Regarding memory usage after a repair ... Are the merkle trees kept around?

On Oct 23, 2012 3:00 PM, "Bryan Talbot" <btalbot@aeriagames.com> wrote:
On Mon, Oct 22, 2012 at 6:05 PM, aaron morton <aaron@thelastpickle.com> wrote:
The GC was on-going even when the nodes were not compacting or running a heavy application load -- even when the main app was paused constant the GC continued.
If you restart a node is the onset of GC activity correlated to some event?

Yes and no.  When the nodes were generally under the .75 occupancy threshold a weekly "repair -pr" job would cause them to go over the threshold and then stay there even after the repair had completed and there were no ongoing compactions.  It acts as though at least some substantial amount of memory used during repair was never dereferenced once the repair was complete.

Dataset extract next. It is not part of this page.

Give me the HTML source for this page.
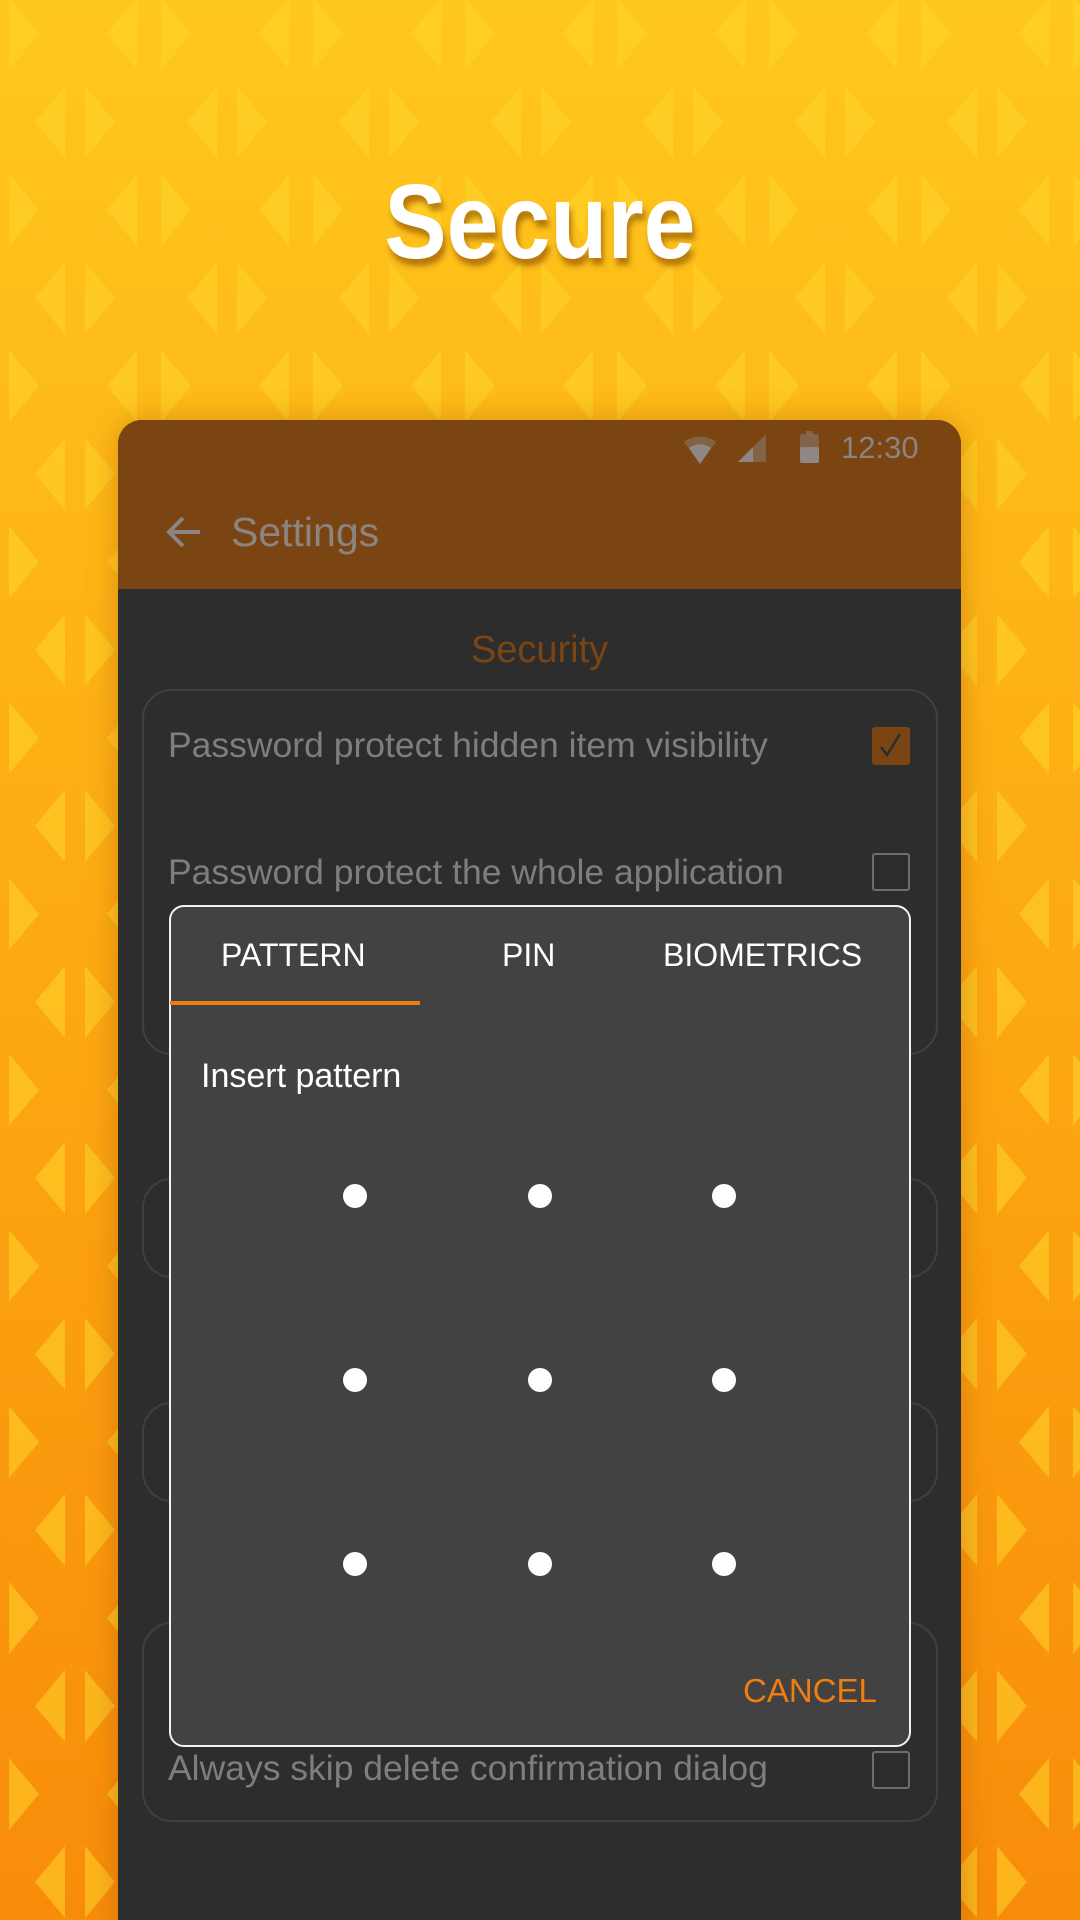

Once one CF in particular grew larger the constant GC would start up pretty soon (less than 90 minutes) after a node restart even without a repair.


 
 
As a test we dropped the largest CF and the memory usage immediately dropped to acceptable levels and the constant GC stopped.  So it's definitely related to data load.  memtable size is 1 GB, row cache is disabled and key cache is small (default).
How many keys did the CF have per node? 
I dismissed the memory used to  hold bloom filters and index sampling. That memory is not considered part of the memtable size, and will end up in the tenured heap. It is generally only a problem with very large key counts per node. 


I've changed the app to retain less data for that CF but I think that it was about 400M rows per node.  Row keys are a TimeUUID.  All of the rows are write-once, never updated, and rarely read.  There are no secondary indexes for this particular CF.


 
 They were 2+ GB (as reported by nodetool cfstats anyway).  It looks like the default bloom_filter_fp_chance defaults to 0.0 
The default should be 0.000744.

If the chance is zero or null this code should run when a new SSTable is written 
  // paranoia -- we've had bugs in the thrift <-> avro <-> CfDef dance before, let's not let that break things
                logger.error("Bloom filter FP chance of zero isn't supposed to happen");

Were the CF's migrated from an old version ?


Yes, the CF were created in 1.0.9, then migrated to 1.0.11 and finally to 1.1.5 with a "upgradesstables" run at each upgrade along the way.

I could not find a way to view the current bloom_filter_fp_chance settings when they are at a default value.  JMX reports the actual fp rate and if a specific rate is set for a CF that shows up in "describe table" but I couldn't find out how to tell what the default was.  I didn't inspect the source.

 
Is there any way to predict how much memory the bloom filters will consume if the size of the row keys, number or rows is known, and fp chance is known?

See o.a.c.utils.BloomFilter.getFilter() in the code 
This http://hur.st/bloomfilter appears to give similar results. 




Ahh, very helpful.  This indicates that 714MB would be used for the bloom filter for that one CF.

JMX / cfstats reports "Bloom Filter Space Used" but the MBean method name (getBloomFilterDiskSpaceUsed) indicates this is the on-disk space. If on-disk and in-memory space used is similar then summing up all the "Bloom Filter Space Used" says they're currently consuming 1-2 GB of the heap which is substantial.

If a CF is rarely read is it safe to set bloom_filter_fp_chance to 1.0?  It just means more trips to SSTable indexes for a read correct?  Trade RAM for time (disk I/O).

-Bryan